The British operational concept for the Heligoland Bight, which finally matured in 1917, depended upon a combination of offshore fields laid by surface ships and smaller inshore fields deployed from submarines. Although mine production was in high gear by late in the year, the number laid never approached the 65,000 to 70,000 of early estimates. The total for 1917 was 15,686, yet this was enough.[footnote:footnote20] The Germans soon felt the strain; they lost 33 surface units and at least six U-boats in the Bight that year.[footnote:footnote21] Manning the U-boat fleet was draining the High Sea Fleet of its best junior leaders and technicians. Expanding the minesweeping force created new pressures. The work required a high degree of seamanship and experience in handling small craft. Fishermen were obviously suitable, but the number available was limited.[footnote:footnote22]

The British made the problem even harder for the Germans with the extension on 25 June 1917 of their declared “Notified Mined Area” in the Heligoland Bight. The Germans hoped that protests from the Dutch and Danes would force the British to cancel their notice, but a compromise was rapidly agreed. This resulted in a new notice in July that reduced the declared area only marginally, while the Dutch set up a buoyed and lit shipping channel to the west. The markers proved very useful to the British in confirming their own positions before approaching the Bight. The July notice increased the required length of each German-swept channel by 20 to 25 miles. This was a serious problem. Admiral Scheer, commander of the High Sea Fleet, noted he “barely had sufficient ships to ascertain where mines were laid.”[footnote:footnote23]

Both sides were aware of the vital importance of knowing where the swept channels lay. The British—largely through signals intelligence—were generally successful at finding their location, but had to be circumspect in utilising the information, lest the Germans work out the source of their compromise. The Germans suspected that their sweeping was being monitored by submarines. Although submarine reports were extremely useful, they could not substitute for the timelier—and more accurate—decryptions. So eager were the Germans to conceal the swept channel entrances, they abandoned the practice of meeting returning U-boats, diverting the latter to return home via the Kattegat.
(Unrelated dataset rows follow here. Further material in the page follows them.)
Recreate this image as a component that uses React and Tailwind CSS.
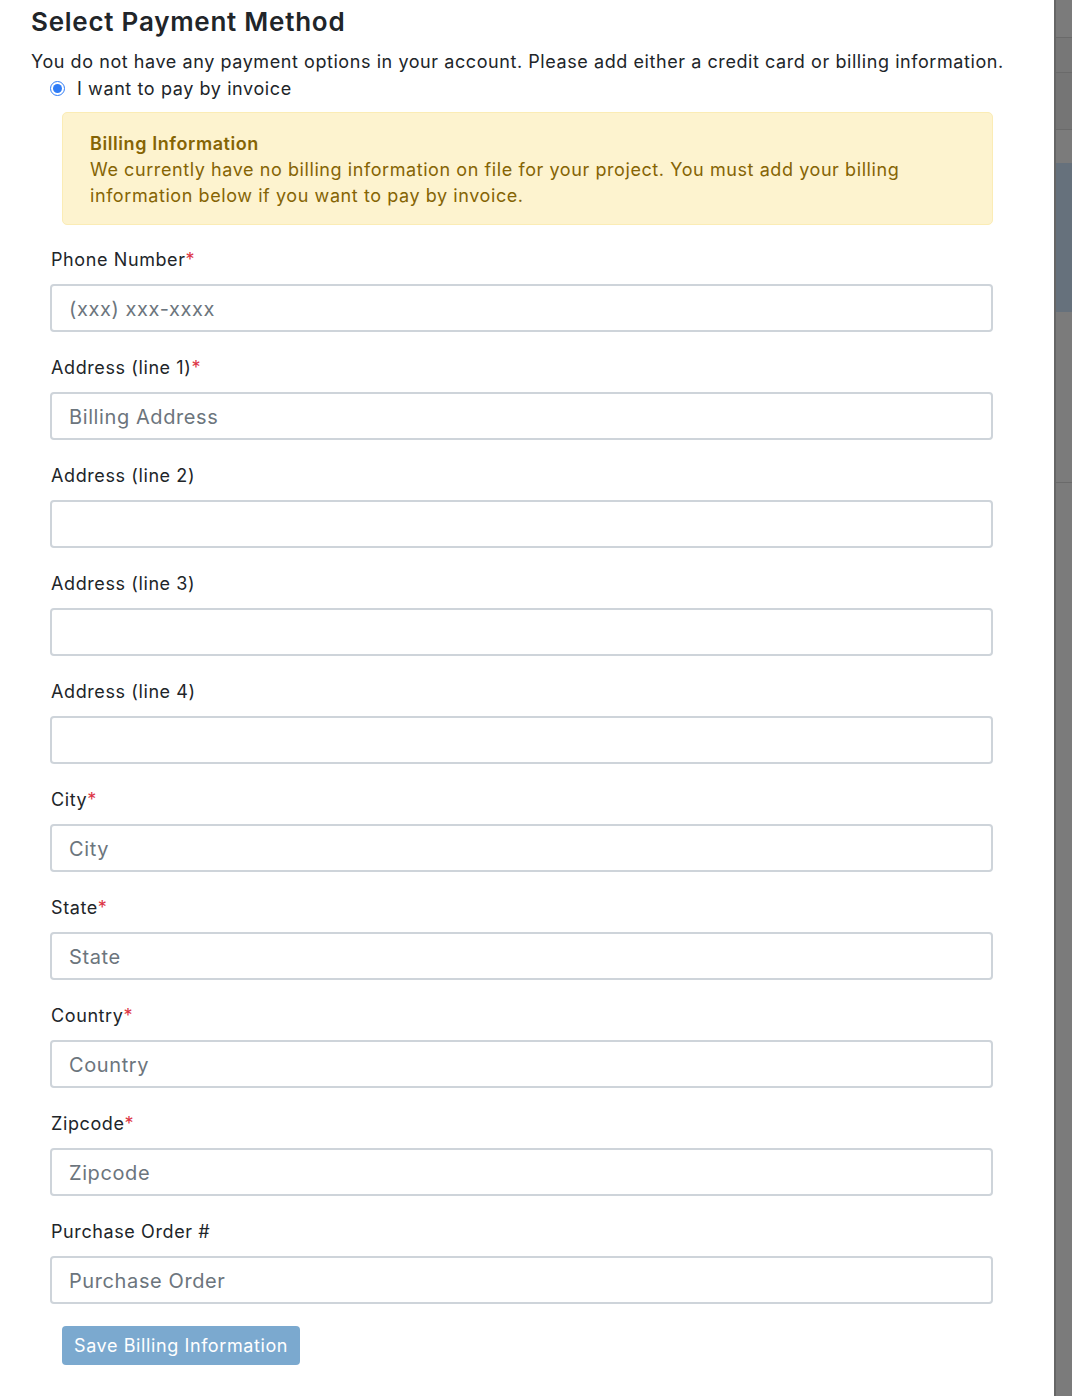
import React from 'react'

const fields = [
  { label: 'Phone Number', required: true, placeholder: '(xxx) xxx-xxxx' },
  { label: 'Address (line 1)', required: true, placeholder: 'Billing Address' },
  { label: 'Address (line 2)', required: false, placeholder: '' },
  { label: 'Address (line 3)', required: false, placeholder: '' },
  { label: 'Address (line 4)', required: false, placeholder: '' },
  { label: 'City', required: true, placeholder: 'City' },
  { label: 'State', required: true, placeholder: 'State' },
  { label: 'Country', required: true, placeholder: 'Country' },
  { label: 'Zipcode', required: true, placeholder: 'Zipcode' },
  { label: 'Purchase Order #', required: false, placeholder: 'Purchase Order' },
]

const Field = ({ label, required, placeholder }) => (
  <div className="mb-[21px]">
    <label className="block pl-[1px] pt-[2px] text-[18px] leading-[26px] tracking-[0.6px] text-[#212529] mb-[11px]">
      {label}
      {required && <span className="text-[#dc3545]">*</span>}
    </label>
    <input
      type="text"
      placeholder={placeholder}
      className="block w-full h-[48px] px-[17px] pt-[1px] text-[20px] tracking-[0.6px] text-[#495057] placeholder:text-[#6c757d] bg-white border-2 border-[#ced4da] rounded-[4px] outline-none"
    />
  </div>
)

const SideStrip = () => (
  <div className="w-[18px] shrink-0 flex flex-col border-l-2 border-[#666666] bg-[#7b7b7b]">
    <div className="h-[37px] bg-[#7b7b7b]"></div>
    <div className="h-[35px] bg-[#777777] border-t border-[#6a6a6a]"></div>
    <div className="h-[57px] bg-[#757575] border-t border-[#6a6a6a]"></div>
    <div className="h-[34px] bg-[#7b7b7b] border-t border-[#6a6a6a]"></div>
    <div className="h-[149px] bg-[#66717c]"></div>
    <div className="h-[170px] bg-[#7b7b7b]"></div>
    <div className="flex-1 bg-[#7b7b7b] border-t border-[#6a6a6a]"></div>
  </div>
)

const App = () => {
  return (
    <div className="flex min-h-[1396px] w-[1072px] overflow-hidden" style={{ fontFamily: 'Inter, "Noto Sans", sans-serif' }}>
      <div className="flex-1 bg-white pl-[31px] pt-[5px]">
        <h1 className="text-[26px] leading-[34px] font-semibold text-[#212529] tracking-[0.75px]">Select Payment Method</h1>
        <p className="mt-[10px] text-[18px] leading-[26px] tracking-[0.57px] text-[#212529] whitespace-nowrap">
          You do not have any payment options in your account. Please add either a credit card or billing information.
        </p>
        <div className="ml-[19px] w-[943px]">
          <label className="flex items-center gap-[12px] h-[26px] text-[18px] tracking-[0.6px] text-[#212529]">
            <input type="radio" defaultChecked name="pay" className="w-[15px] h-[15px] m-0 accent-[#2f7cf6]" />
            I want to pay by invoice
          </label>
          <div className="ml-[12px] mt-[11px] mb-[20px] px-[27px] pt-[18px] pb-[15px] bg-[#fdf3cf] border border-[#fbecb5] rounded-[5px] text-[#856404] text-[18px] leading-[26px] tracking-[0.58px]">
            <div className="font-semibold">Billing Information</div>
            <div>
              We currently have no billing information on file for your project. You must add your billing information below if you want to pay by invoice.
            </div>
          </div>
          {fields.map((f) => (
            <Field key={f.label} {...f} />
          ))}
          <button
            type="button"
            disabled
            className="ml-[12px] mt-[1px] h-[39px] px-[12px] rounded-[4px] bg-[#7ba9cf] text-white text-[18px] tracking-[0.6px]"
          >
            Save Billing Information
          </button>
        </div>
      </div>
      <SideStrip />
    </div>
  )
}

export default App
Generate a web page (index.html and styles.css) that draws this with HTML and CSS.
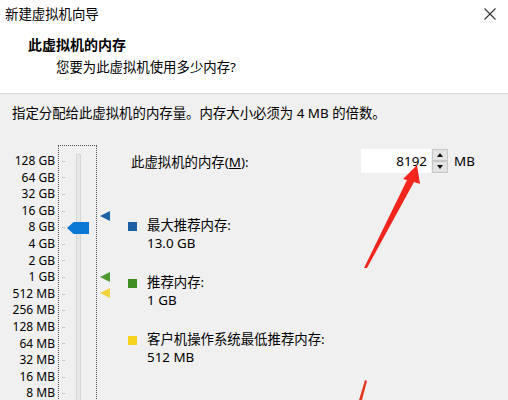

The British also laid dummy minefields. This was not only to divert enemy effort, but lull the Germans into a false sense of security. Once the existence of an enemy minefield was known, both sides often left mines in place if their location did not impede their own activity. The field thus became part of the defensive system of the protagonist concerned. A dummy field, however, still provided safe access for the enemy. The Germans, who did much of their sweeping at night and retained a low opinion of the effectiveness of British mines, did not recover many weapons. They did not realise what the British were doing until after the war. Even then, they drew some false conclusions. In one episode, the Germans were puzzled when a flotilla of Royal Navy destroyers went straight over a known British minefield to attack a group of minesweepers. With the benefit of post-war information, they assessed the field concerned was a dummy.[footnote:footnote24] But it was not and the flotilla involved had been fortunate not to suffer the consequences. Its commander had disobeyed a direct order not to proceed east past the longitude which marked the field’s western boundary.[footnote:footnote25]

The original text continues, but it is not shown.